# [Task brief]
Wherever a line holds the word "React", copy that line out.

# [Records]
───

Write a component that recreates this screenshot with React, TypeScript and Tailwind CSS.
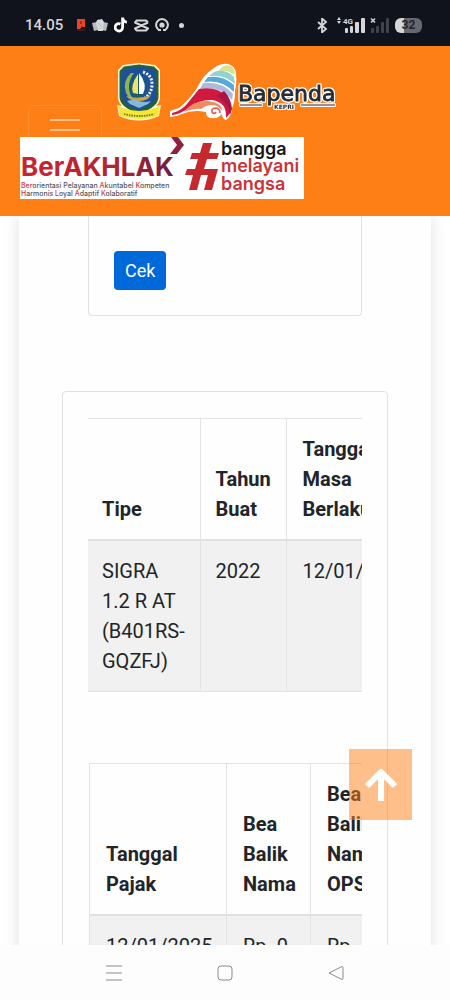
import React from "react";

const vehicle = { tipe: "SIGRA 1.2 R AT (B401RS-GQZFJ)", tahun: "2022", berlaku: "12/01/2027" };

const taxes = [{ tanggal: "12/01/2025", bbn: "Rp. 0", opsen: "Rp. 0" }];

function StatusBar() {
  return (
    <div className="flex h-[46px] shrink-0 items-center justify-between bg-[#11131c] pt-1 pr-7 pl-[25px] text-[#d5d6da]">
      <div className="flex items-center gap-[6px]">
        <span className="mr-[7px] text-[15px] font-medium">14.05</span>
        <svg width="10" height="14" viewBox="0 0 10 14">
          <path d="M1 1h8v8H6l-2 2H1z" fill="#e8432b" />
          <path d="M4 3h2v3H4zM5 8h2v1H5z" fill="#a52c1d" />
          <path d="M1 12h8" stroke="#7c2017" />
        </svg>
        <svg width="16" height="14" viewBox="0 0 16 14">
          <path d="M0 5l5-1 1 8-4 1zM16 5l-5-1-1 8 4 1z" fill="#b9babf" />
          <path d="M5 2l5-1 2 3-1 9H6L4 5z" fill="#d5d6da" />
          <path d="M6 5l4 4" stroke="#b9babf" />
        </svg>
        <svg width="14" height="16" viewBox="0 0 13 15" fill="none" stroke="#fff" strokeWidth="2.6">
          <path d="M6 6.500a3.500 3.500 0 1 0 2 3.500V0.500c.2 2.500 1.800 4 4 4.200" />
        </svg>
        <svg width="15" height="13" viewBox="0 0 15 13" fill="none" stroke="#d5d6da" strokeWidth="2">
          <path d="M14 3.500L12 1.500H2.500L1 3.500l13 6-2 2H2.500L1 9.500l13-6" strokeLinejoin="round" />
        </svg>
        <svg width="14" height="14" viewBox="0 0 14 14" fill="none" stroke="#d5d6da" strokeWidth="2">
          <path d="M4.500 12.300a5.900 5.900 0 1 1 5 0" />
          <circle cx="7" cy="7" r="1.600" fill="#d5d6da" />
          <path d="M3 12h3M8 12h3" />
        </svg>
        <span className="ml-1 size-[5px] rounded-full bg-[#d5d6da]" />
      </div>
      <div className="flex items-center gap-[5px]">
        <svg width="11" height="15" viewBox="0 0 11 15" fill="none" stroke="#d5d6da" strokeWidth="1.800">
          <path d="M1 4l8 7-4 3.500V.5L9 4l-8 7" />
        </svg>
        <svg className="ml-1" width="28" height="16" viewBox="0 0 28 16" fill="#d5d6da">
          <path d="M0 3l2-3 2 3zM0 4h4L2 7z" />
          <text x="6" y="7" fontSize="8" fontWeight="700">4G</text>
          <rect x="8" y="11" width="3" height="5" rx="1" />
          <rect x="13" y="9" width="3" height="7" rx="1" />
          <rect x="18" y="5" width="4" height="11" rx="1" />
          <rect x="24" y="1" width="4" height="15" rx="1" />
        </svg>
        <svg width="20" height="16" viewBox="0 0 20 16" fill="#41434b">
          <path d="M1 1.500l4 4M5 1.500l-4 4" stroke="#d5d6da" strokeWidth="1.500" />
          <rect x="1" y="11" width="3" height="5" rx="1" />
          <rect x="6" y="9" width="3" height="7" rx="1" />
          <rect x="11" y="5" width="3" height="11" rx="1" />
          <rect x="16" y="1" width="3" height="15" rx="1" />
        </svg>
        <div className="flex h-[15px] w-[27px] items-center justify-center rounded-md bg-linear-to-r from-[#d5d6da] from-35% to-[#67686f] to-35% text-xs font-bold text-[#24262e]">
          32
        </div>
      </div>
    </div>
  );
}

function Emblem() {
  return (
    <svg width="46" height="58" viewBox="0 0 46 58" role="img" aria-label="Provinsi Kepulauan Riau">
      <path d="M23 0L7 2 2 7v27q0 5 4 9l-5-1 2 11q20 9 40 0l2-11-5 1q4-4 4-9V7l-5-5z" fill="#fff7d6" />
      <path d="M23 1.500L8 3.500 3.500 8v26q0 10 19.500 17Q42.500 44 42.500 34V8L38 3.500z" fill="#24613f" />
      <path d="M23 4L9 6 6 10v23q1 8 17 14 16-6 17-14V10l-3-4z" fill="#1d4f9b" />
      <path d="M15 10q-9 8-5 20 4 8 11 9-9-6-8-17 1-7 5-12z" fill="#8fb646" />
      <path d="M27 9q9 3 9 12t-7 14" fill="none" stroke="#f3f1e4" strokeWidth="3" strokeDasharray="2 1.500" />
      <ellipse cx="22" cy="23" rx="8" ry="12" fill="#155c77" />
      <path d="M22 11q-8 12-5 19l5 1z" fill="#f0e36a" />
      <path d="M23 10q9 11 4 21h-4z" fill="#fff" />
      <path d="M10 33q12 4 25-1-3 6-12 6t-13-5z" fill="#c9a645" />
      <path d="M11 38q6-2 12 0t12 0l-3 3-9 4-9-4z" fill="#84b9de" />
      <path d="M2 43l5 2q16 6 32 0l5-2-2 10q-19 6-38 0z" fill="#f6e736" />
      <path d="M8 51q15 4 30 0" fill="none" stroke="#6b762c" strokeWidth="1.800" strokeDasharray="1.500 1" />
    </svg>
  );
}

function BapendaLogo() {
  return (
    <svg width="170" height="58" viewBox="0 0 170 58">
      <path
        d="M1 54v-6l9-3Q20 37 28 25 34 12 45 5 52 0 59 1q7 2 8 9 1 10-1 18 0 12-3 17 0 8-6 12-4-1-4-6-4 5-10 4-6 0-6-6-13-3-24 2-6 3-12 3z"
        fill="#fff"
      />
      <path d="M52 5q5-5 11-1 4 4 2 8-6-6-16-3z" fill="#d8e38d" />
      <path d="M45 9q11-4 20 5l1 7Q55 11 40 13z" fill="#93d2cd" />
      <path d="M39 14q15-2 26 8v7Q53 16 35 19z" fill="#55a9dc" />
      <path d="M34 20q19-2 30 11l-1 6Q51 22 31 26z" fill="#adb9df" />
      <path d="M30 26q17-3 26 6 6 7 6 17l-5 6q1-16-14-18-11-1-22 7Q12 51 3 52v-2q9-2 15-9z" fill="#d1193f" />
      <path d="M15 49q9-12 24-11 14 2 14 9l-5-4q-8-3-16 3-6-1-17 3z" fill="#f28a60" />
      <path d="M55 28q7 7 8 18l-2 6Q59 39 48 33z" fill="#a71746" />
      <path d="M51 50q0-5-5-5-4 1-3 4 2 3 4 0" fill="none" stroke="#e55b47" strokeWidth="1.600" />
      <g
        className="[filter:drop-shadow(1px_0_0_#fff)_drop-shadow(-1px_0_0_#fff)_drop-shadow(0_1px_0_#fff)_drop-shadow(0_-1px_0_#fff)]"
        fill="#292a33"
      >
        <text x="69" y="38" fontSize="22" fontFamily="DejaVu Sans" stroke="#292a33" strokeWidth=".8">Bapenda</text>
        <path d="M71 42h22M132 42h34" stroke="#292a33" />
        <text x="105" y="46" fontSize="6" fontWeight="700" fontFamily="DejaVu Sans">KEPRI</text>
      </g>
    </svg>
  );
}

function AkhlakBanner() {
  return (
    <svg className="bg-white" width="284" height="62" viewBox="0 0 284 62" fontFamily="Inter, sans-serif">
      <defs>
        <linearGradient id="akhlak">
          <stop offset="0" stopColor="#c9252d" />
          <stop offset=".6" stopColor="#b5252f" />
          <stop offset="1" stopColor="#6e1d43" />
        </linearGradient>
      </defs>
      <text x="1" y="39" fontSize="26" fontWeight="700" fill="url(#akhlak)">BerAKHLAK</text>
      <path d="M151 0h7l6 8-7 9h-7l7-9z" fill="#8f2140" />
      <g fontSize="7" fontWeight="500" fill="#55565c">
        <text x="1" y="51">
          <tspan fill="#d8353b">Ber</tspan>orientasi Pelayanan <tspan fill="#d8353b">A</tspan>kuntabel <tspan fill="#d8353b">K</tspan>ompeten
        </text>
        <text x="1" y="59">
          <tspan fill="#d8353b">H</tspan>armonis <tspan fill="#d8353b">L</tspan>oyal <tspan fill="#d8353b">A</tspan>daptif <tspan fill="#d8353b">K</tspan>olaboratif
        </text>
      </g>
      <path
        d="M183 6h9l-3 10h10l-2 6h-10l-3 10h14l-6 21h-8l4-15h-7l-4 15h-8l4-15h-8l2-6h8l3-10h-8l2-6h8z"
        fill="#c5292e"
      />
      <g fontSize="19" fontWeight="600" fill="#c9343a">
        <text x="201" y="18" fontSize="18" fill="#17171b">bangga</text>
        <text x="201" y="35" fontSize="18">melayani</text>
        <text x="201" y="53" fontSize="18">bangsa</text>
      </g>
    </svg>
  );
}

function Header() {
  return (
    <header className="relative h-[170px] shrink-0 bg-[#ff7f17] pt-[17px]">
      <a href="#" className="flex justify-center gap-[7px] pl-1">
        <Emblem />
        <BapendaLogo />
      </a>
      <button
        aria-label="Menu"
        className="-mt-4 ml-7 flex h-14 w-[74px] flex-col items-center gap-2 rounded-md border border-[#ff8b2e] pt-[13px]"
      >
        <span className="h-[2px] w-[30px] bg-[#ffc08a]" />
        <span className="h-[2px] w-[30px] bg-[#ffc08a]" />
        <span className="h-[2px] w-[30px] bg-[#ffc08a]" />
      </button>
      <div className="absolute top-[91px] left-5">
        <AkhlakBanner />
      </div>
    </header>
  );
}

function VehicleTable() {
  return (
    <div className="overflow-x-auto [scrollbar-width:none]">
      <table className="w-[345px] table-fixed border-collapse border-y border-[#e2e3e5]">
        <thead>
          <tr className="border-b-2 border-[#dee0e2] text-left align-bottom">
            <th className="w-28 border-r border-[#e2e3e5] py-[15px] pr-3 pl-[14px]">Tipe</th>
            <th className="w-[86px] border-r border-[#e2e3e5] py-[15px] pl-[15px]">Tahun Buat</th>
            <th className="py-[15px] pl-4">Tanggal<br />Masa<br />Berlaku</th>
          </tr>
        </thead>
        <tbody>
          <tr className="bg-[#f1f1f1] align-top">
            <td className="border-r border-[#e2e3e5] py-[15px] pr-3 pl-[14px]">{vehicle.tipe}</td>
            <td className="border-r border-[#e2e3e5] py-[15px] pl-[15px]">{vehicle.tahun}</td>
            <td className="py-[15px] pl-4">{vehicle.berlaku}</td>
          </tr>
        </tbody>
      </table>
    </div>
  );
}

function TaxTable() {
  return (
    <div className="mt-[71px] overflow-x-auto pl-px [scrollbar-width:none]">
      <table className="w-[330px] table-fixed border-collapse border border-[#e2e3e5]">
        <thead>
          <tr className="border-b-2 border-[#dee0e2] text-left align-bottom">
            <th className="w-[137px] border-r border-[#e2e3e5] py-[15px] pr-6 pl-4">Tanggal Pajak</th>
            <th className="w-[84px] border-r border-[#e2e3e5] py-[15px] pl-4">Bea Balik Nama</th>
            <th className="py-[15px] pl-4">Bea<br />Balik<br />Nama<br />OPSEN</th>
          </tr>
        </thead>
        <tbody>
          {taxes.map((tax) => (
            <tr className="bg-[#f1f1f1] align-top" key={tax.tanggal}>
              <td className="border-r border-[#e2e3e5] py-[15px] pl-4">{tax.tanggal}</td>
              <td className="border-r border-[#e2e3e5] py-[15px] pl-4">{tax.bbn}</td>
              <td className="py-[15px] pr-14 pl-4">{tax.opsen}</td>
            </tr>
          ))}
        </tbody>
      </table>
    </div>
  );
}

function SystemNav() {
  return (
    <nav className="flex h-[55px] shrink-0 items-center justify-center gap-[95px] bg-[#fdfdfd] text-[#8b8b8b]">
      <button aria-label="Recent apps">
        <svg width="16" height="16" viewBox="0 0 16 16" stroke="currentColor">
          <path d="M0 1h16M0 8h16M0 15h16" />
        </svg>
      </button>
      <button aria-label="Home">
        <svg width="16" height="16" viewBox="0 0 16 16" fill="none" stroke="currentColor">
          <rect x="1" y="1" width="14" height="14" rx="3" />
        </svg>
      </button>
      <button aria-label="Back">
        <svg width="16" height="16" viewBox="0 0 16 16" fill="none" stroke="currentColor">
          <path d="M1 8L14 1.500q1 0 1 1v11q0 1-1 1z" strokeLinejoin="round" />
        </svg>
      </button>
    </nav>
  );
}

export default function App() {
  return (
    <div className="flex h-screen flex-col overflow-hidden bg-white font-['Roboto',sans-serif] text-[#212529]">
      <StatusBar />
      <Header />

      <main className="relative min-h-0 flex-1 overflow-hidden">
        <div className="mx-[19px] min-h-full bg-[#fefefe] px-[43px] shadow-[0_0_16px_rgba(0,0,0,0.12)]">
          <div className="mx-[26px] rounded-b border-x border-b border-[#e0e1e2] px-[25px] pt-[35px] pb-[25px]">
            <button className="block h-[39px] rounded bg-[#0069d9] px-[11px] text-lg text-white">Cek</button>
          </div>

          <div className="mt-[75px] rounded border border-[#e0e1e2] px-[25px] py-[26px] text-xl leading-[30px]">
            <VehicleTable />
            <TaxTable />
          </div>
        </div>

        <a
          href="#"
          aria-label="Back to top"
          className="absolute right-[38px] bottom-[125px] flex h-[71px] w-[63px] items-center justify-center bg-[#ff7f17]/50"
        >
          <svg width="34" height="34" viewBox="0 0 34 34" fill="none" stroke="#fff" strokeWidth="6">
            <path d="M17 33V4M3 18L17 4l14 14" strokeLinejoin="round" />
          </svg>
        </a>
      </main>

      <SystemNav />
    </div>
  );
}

───

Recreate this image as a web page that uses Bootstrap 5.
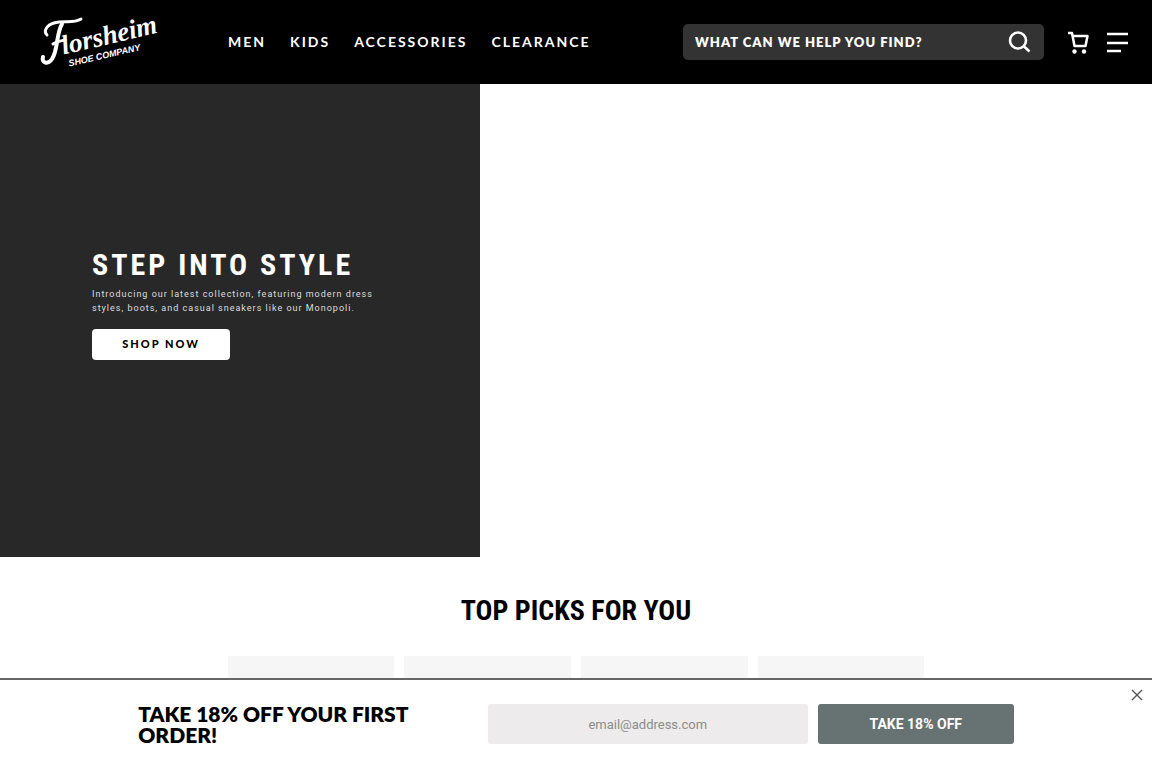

───

# [Response to this task]
Write a component that recreates this screenshot with React, TypeScript and Tailwind CSS.
import React from "react";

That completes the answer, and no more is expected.